L’hypocrisie française atteint alors de nouveaux sommets: c’est en effet à la même période (1848) qu’est soi-disant décrétée par Victor Schoelcher l’«abolition de l’esclavage» dans les colonies françaises… Mais «dire aux populations qui vous entourent que pour vivre sous la protection de notre drapeau, il faut immédiatement renoncer aux captifs, ce serait les éloigner à tout jamais de nous», précise en 1855 le ministre des Colonies Hamelin au gouverneur du Sénégal. Au nom du «respect des traditions locales» (et des intérêts bien compris du commerce), en Afrique de l’Ouest, les dispositions de 1848 ne s’appliqueront donc pas en dehors des territoires urbains de quatre communes, Dakar, Saint-Louis, Gorée et Rufisque. Les habitants des «protectorats français» qui se mettront en place avec la colonisation ne seront donc pas considérés comme «citoyens», mais comme des «sujets» libres d’être ou de pratiquer l’esclavage.7
Si l’esclavage et la «traite intérieure» en Afrique ne posent donc pas vraiment problème pour Schœlcher et les républicains français du ministère des Colonies, la persistance de la traite négrière en direction du monde arabe, par contre, engendre quant à elle des soucis beaucoup plus sérieux. Elle tend en effet à vider de ses travailleurs agricoles les campagnes paysannes du sud du fleuve Sénégal... C’est précisément pour empêcher ces razzias, casser le monopole sur le négoce de la gomme arabique et imposer en Afrique de l’Ouest la «paix des cultivateurs» que Faidherbe et les marchands de Saint-Louis vont lancer leurs campagnes militaires contre les «Maures esclavagistes».
Ce sera le véritable coup d’envoi de la conquête coloniale du Sénégal.

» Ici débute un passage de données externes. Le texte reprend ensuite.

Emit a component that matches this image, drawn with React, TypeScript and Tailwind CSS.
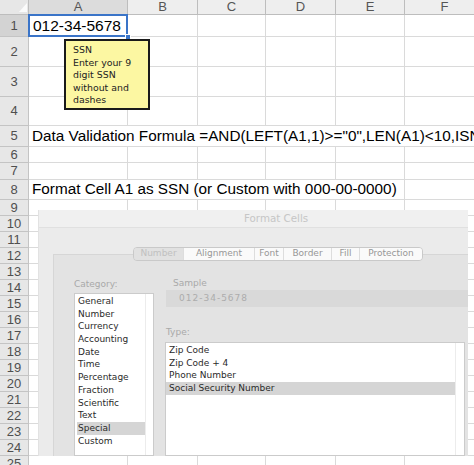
import React from 'react';

// row heights (rows 1..25) and column widths (A..F), measured off the sheet
const ROW_H = [22, 30, 30, 29, 21, 16, 17, 20, ...Array(17).fill(16)];
const COL_W = [99, 70, 68, 70, 69, 80];
const LETTERS = ['A', 'B', 'C', 'D', 'E', 'F'];

const CATEGORIES = [
  'General', 'Number', 'Currency', 'Accounting', 'Date', 'Time', 'Percentage',
  'Fraction', 'Scientific', 'Text', 'Special', 'Custom',
];
const TYPES = ['Zip Code', 'Zip Code + 4', 'Phone Number', 'Social Security Number'];
const TABS = [
  { label: 'Number', w: 50 },
  { label: 'Alignment', w: 71 },
  { label: 'Font', w: 29 },
  { label: 'Border', w: 48 },
  { label: 'Fill', w: 28 },
  { label: 'Protection', w: 62 },
];

const Cell = ({ w, children, className = '' }: { w: number; children?: React.ReactNode; className?: string }) => (
  <div
    className={`shrink-0 h-full border-r border-b border-[#dadada] ${className}`}
    style={{ width: w }}
  >
    {children}
  </div>
);

const RowHeader = ({ n, selected }: { n: number; selected?: boolean }) => (
  <div
    className={`w-[29px] shrink-0 h-full flex items-center justify-center border-r border-b border-[#c4c4c4] text-[13px] text-[#4f4f4f] ${
      selected ? 'bg-[#d3d3d3]' : 'bg-[#e7e7e7]'
    }`}
  >
    {n}
  </div>
);

const Sheet = () => (
  <div className="flex flex-col">
    {/* column headers */}
    <div className="flex h-[15px] shrink-0">
      <div className="w-[29px] shrink-0 h-full bg-[#e7e7e7] border-r border-b border-[#bdbdbd] flex justify-end items-start pr-[1px] pt-[3px]">
        <svg width="8" height="9" viewBox="0 0 8 9">
          <polygon points="8,0 8,9 0,9" fill="#fbfbfb" />
        </svg>
      </div>
      {LETTERS.map((l, i) => (
        <div
          key={l}
          className={`shrink-0 h-full flex items-center justify-center border-r border-b border-[#bdbdbd] text-[13px] text-[#555] ${
            i === 0 ? 'bg-[#dcdcdc]' : 'bg-[#eeeeee]'
          }`}
          style={{ width: COL_W[i] }}
        >
          {l}
        </div>
      ))}
    </div>

    {ROW_H.map((h, idx) => {
      const n = idx + 1;
      let cells: React.ReactNode;
      if (n === 1) {
        cells = (
          <>
            <Cell w={COL_W[0]} className="relative flex items-center pl-[4px] text-[15.5px] text-black">
              012-34-5678
              <div className="absolute -left-[1px] -top-[1px] w-[100px] h-[23px] border-2 border-[#3a74c8]" />
              <div className="absolute -right-[4px] -bottom-[4px] w-[6px] h-[6px] bg-[#3a74c8] border border-white" />
            </Cell>
            {COL_W.slice(1).map((w, i) => (
              <Cell key={i} w={w} />
            ))}
          </>
        );
      } else if (n === 5) {
        cells = (
          <Cell w={COL_W.reduce((a, b) => a + b, 0)} className="flex items-center pl-[3px] text-[15.3px] text-black whitespace-nowrap overflow-hidden">
            Data Validation Formula =AND(LEFT(A1,1)&gt;="0",LEN(A1)&lt;10,ISNUMBER(VALUE(A1)))
          </Cell>
        );
      } else if (n === 8) {
        cells = (
          <>
            <Cell w={376} className="flex items-center pl-[3px] text-[15.3px] text-black whitespace-nowrap overflow-hidden">
              Format Cell A1 as SSN (or Custom with 000-00-0000)
            </Cell>
            <Cell w={COL_W[5]} />
          </>
        );
      } else {
        cells = COL_W.map((w, i) => <Cell key={i} w={w} />);
      }
      return (
        <div key={n} className="flex shrink-0" style={{ height: h }}>
          <RowHeader n={n} selected={n === 1} />
          {cells}
        </div>
      );
    })}
  </div>
);

const Comment = () => (
  <div className="absolute left-[64px] top-[39px] w-[86px] h-[71px] bg-[#fcf7a2] border-2 border-[#1a1a1a] pl-[7px] pt-[3px] text-[9.4px] leading-[12.6px] text-[#222] font-['DejaVu_Sans',sans-serif] z-10">
    <div>SSN</div>
    <div>Enter your 9</div>
    <div>digit SSN</div>
    <div>without and</div>
    <div>dashes</div>
  </div>
);

const FormatCells = () => (
  <div className="absolute left-[38px] top-[210px] w-[430px] h-[246px] bg-[#ebebeb] overflow-hidden flex flex-col font-['DejaVu_Sans',sans-serif] z-20 border-l border-[#e2e2e2]">
    {/* title bar */}
    <div className="h-[18px] shrink-0 bg-[#f0f0f0] border-b border-[#e0e0e0] flex items-center pl-[205px] text-[10.3px] text-[#c6c6c6]">
      Format Cells
    </div>

    <div className="flex-1 flex flex-col pt-[19px]">
      {/* tabs */}
      <div className="ml-[94px] relative z-10 -mb-[7px] flex h-[14px] w-[290px] rounded-[4px] border border-[#c9c9c9] overflow-hidden text-[9px]">
        {TABS.map((t, i) => (
          <div
            key={t.label}
            className={`h-full shrink-0 flex items-center justify-center ${
              i === 0 ? 'bg-[#e1e1e1] text-[#c0c0c0]' : 'bg-[#fafafa] text-[#979797]'
            } ${i < TABS.length - 1 ? 'border-r border-[#dddddd]' : ''}`}
            style={{ width: t.w }}
          >
            {t.label}
          </div>
        ))}
      </div>

      {/* panel */}
      <div className="ml-[14px] flex-1 bg-[#e3e3e3] border-t border-l border-[#d6d6d6] flex pl-[20px] pt-[22px]">
        {/* category column */}
        <div className="w-[80px] shrink-0 flex flex-col">
          <div className="h-[14px] leading-[14px] text-[9px] text-[#a9a9a9] mb-[2px]">Category:</div>
          <div className="flex-1 bg-white border border-[#cbcbcb] flex">
            <div className="flex-1 pl-[2px] pt-[1px]">
              {CATEGORIES.map(c => (
                <div
                  key={c}
                  className={`pl-[1px] h-[12.7px] leading-[12.7px] text-[9px] text-[#2a2a2a] ${
                    c === 'Special' ? 'bg-[#d5d5d5]' : ''
                  }`}
                >
                  {c}
                </div>
              ))}
            </div>
            <div className="w-[8px] shrink-0 border-l border-[#ececec]" />
          </div>
        </div>

        {/* sample + type column */}
        <div className="flex-1 ml-[12px] flex flex-col">
          <div className="h-[14px] leading-[14px] pl-[7px] text-[9px] text-[#a9a9a9] -mt-[1px]">Sample</div>
          <div className="h-[17px] bg-[#d9d9d9] flex items-center pl-[13px] text-[9px] tracking-[1px] text-[#acacac]">
            012-34-5678
          </div>
          <div className="h-[14px] leading-[14px] mt-[18px] text-[9px] text-[#a9a9a9]">Type:</div>
          <div className="flex-1 mt-[3px] mr-[3px] -ml-[1px] bg-white border border-[#cbcbcb] flex">
            <div className="flex-1 pt-[1px]">
              {TYPES.map(t => (
                <div
                  key={t}
                  className={`pl-[3px] h-[12.7px] leading-[12.7px] text-[9px] text-[#2a2a2a] ${
                    t === 'Social Security Number' ? 'bg-[#d5d5d5]' : ''
                  }`}
                >
                  {t}
                </div>
              ))}
            </div>
            <div className="w-[9px] shrink-0 border-l border-[#ececec]" />
          </div>
        </div>
      </div>
    </div>
  </div>
);

export default function App() {
  return (
    <div className="relative w-[474px] h-[465px] overflow-hidden bg-white font-['Liberation_Sans',Arial,sans-serif]">
      <Sheet />
      <Comment />
      <FormatCells />
    </div>
  );
}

- Voir «Bien le bonjour du Sénégal», Archipel No 263, octobre 2017 et la première partie de cet article dans l’archipel précédent.
- Boubacar Barry, La Sénégambie du XVe au XIXe siècle, L’Harmattan, 1988.
- voir Boubacar Barry, le royaume de Waalo: le Sénégal avant la conquête, Editions Khartala.
- Voir la publication de l’UNESCO sur «les sources orales de la traite négrière en Guinée et en Sénégambie», 2003. Dans Le travail forcé en Afrique Occidentale Française, Boubacar Fall décrit à ce sujet comment en Guinée, au milieu du XIXe siècle, ces gigantesques plantations commerciales servaient également de «réservoirs d’exportation» pour la traite négrière clandestine à destination de Caroline du Sud, de Louisiane, de Cuba ou du Brésil. En Gambie et en Casamance, autour du comptoir français de Sédhiou, ce sont des marchands d’esclaves soninkés qui contribuèrent à ces plantations, cf François Manchuelle, Les diasporas des travailleurs soninkés (1848-1960), Khartala, 2004.
- La culture commerciale du mil se développe alors énormément sur les zones alluviales du fleuve Sénégal, afin de pourvoir en alimentation les propriétaires d’esclaves.
- Voir les travaux sur l’esclavage de Claude Meillassoux, François Manchuelle, Roger Botte, James Searing et de nombreux autres historiens anglo-saxons.
- Voir Roger Botte, L’esclavage africain après l’abolition de 1848. On en fait rarement état, mais Victor Schœlcher, le soi-disant grand «héros» de l’abolition, était un colonialiste convaincu, secrétaire d’Etat aux colonies et ardent défenseur d’une politique républicaine impérialiste.